The Last Mile Problem
Cold email has a last-mile problem that doesn't get talked about enough.
You've built a solid prospect list. Your deliverability is clean. Your copy generates replies. And then — somewhere between the reply arriving and the meeting landing on the calendar — conversations stall, scheduling goes cold, and meetings that should have happened just don't.
It's frustrating because it feels like the hard work is done. You've already done everything right: the research, the targeting, the writing, the follow-up. Getting a warm reply is genuinely hard. The actual scheduling should be the easy part.
In practice, the scheduling step introduces more friction than it should — and a lot of that friction is self-inflicted. Vague asks, poor timing, complicated scheduling tools, slow follow-up, and no-show rates that nobody tracks are all common enough to quietly undermine programs that look good on reply rate alone.
This article is about closing that last mile.
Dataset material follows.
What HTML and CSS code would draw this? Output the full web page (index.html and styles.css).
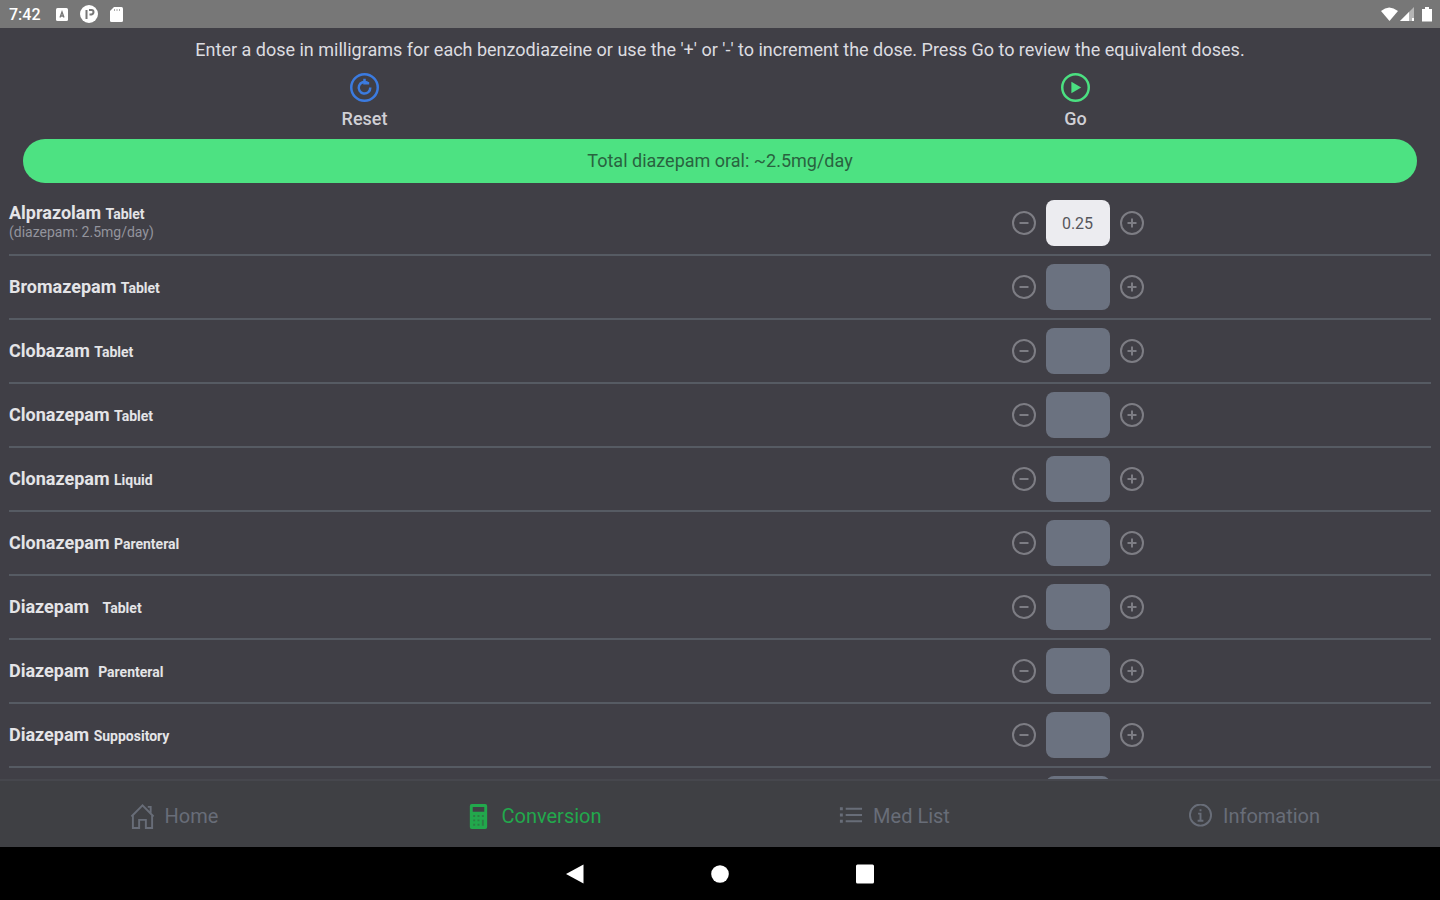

From the moment a prospect replies positively to the moment both of you are on a call — what to say, how to structure the ask, which scheduling approach to use, how to reduce no-shows, and how to show up prepared.
This article is part of the Phase 6 series. The pillar article Turning Replies into Conversations covers reply classification and first responses. Handling Objections in Cold Email Replies covers the cases where the reply isn't a straight yes. Sales Scripts After Cold Email Response picks up once the meeting is confirmed.
The Meeting Ask in the Cold Email Itself
The meeting booking process starts before the reply arrives — it starts with how you frame the ask in the original cold email.
A weak CTA creates a vague, low-momentum reply. A strong CTA creates a reply that includes either a yes or a specific counter. The difference matters because it determines how much work has to happen in the reply thread before a calendar invite goes out.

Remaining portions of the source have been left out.